January of 2017, Trump’s Inauguration:
Fast forward eight years later, and here is what Shear and Baker wrote jointly in the pages of the New York Times: “Sporadic violence broke out as demonstrators smashed shop windows and burned a limousine, while police officers in riot helmets responded with tear gas. More than 200 people were arrested.”
In other words, while Obama’s inauguration was “record-breaking” and full of “admirers,” Trump’s was filled with “(s)poradic violence” and “smashed shop windows.”
The media at large followed in lockstep in their dishonest portrayal, shouting from the rooftops the same words being used by the likes of Democratic senators.
“Uniquely dark.”
“Angry” and “grim-faced.”
“Ugly echoes” with anti-Semitic overtones.
These were but a few of the “unbiased” media’s recaps of Trump’s inaugural address.
In each of these cases, purportedly objective journalists from the New York Times and ABC editorialized and mischaracterized Trump’s speech, injecting their opinion where it did not belong because nothing is “darker” and “angrier” than the concept of giving the government back to the people — the central concept of Trump’s address.
Meanwhile, these same writers dubbing Trump’s address “dark” and “angry” called Obama’s inauguration “a day of celebration” with “soaring rhetoric” and a nation that “embrace(d) the moment.”
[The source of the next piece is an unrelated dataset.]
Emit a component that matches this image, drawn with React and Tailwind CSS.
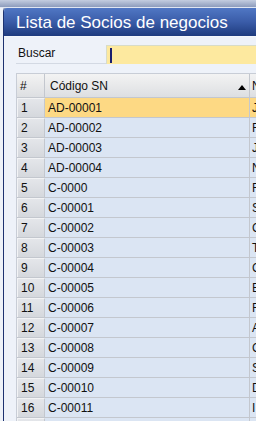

But perhaps we shouldn’t be surprised. For Trump could have sang “Mary Had a Little Lamb” surrounded by golden violins and bagpipes, but the press would have reached the same unfounded conclusion: Trump’s speech was “dark.”
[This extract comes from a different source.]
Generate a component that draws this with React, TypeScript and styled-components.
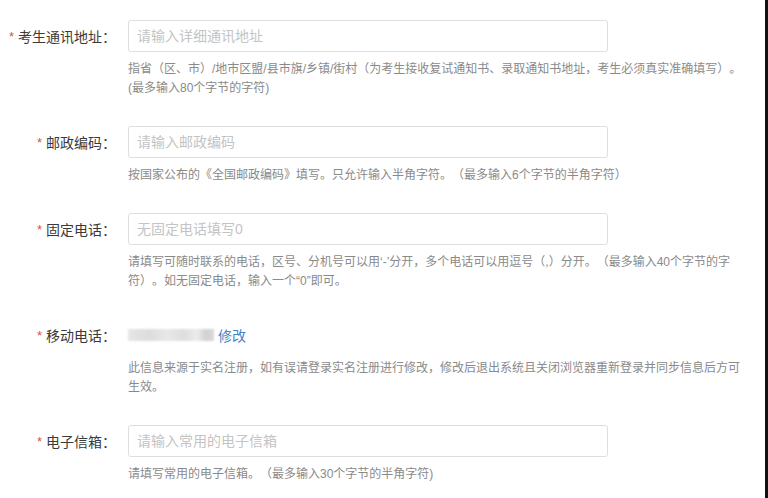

The contrasting accounts of two inaugurations not only uncover the bias of the mainstream media, they also completely legitimize the Trump administration’s effort to expose the double standard.
When Sean Spicer took to the podium on Saturday night and defended the crowd sizes at Trump’s inauguration, the media went into a tizzy, lambasting Spicer for his defense.
In doing so, they completely missed the message the Trump administration was trying to send. Spicer’s defense of President Trump’s crowd sizes was not some vein effort to gloat over Trump’s appeal; rather, it was an effort to expose media bias.
Chief of Staff Reince Priebus stated it perfectly: “(I)t’s really not about crowd size… It’s about honesty in the media… [which] from Day One has been talking about delegitimizing the election, talking about the Russians, talking about everything you can imagine except the fact that we need to move this country forward.”
And the ensuing media coverage only proved Priebus right. According to the Media Research Center, the broadcast news networks spent 12 times more of their coverage on Spicer’s spat over inauguration crowd sizes than covering Trump’s far-reaching executive order that began to roll back parts of Obamacare.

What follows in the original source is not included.